Lowes to offer daily grocery deals

Published: August 14, 2011 

Aisle50 features grocery staples

In the increasingly crowded world of daily deal sites, Aisle50.com is scheduled to launch Monday morning.

Instead of offering teeth whitening sessions or horseback-riding lessons, Aisle50 will sell groceries at an average discount of 50 percent off retail price.

"It's stuff everybody uses at a store you already shop at," said Christopher Steiner, 34, one of the three founders of the Silicon Valley startup, believed to be the first daily deal site in the country exclusively selling groceries.

Aisle50, which eventually plans to go nationwide, is launching in North Carolina and South Carolina in a partnership with Winston Salem-based Lowes Foods.

For the fledgling business, it's a chance to work with a grocery chain with strong regional name recognition and a built-in customer base.

For Lowes Foods, it's an opportunity to be the first grocery store in a highly competitive market to offer something new to increasingly tech-savvy customers as well as the rising number of shoppers finding themselves pinching pennies in a tough economy.

"We're interested in providing any service that saves our customers money and time," Lowes Foods spokeswoman Heather George said. "With the economy the way it is, customers are taking advantage of every opportunity available to save."

Steiner said Aisle50 is in negotiations with other supermarket chains on the East Coast, with plans to expand to the Midwest and West Coast, though he declined to name specific stores.

Aisle 50's inaugural deal at Lowes Foods is for a 32-ounce tub of Chobani Greek yogurt, which regularly sells for $5.79. It will be offered at about 50 percent off, Steiner said.

Future deals include discounts on gallons of Lowes Foods milk, eggs and International Delights creamers, Steiner said.

Will budget-minded consumers in North Carolina, who are accustomed to generous coupon policies, be interested in Aisle50 deals?

Phil Lempert, a grocery industry analyst who calls himself the Supermarket Guru, said Aisle50 is an "interesting concept" and said he thinks shoppers will give the site a try.
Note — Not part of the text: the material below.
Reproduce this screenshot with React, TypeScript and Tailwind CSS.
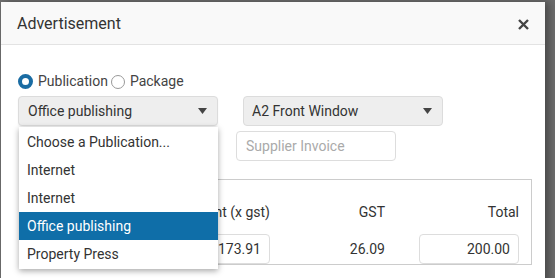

"It should find a place alongside traditional and digital coupons and likely force deeper discounts rather than just a 25- or 50-cent offer," Lempert said.

Educating customers will be a key issue to the site's success, Lempert said. Aisle50 needs to make it clear to shoppers that the deal is stored on their cards and redeemed the next time they go shopping - "not that you have to run to the store and redeem that day or within a few hours."

Lempert said he also sees the concept as a way for stores to better control inventory so shoppers aren't disappointed by cleared shelves, "which we are seeing more of these days due to those 'extreme couponers' out there," he said.

No one views Aisle50 as a replacement for traditional paper coupons. "The paper coupons are stronger thanever," George, the Lowes Foods spokeswoman, said.

Aisle50, she said, will just give customers another method to save, no scissors required.

"It sort of makes sense so customers don't have to go through the ordeal of clipping coupons and keeping track of them," George said.

Steiner pointed out that coupons are rarely issued on many of the products thatAisle50 plans to sell, such as milk and eggs.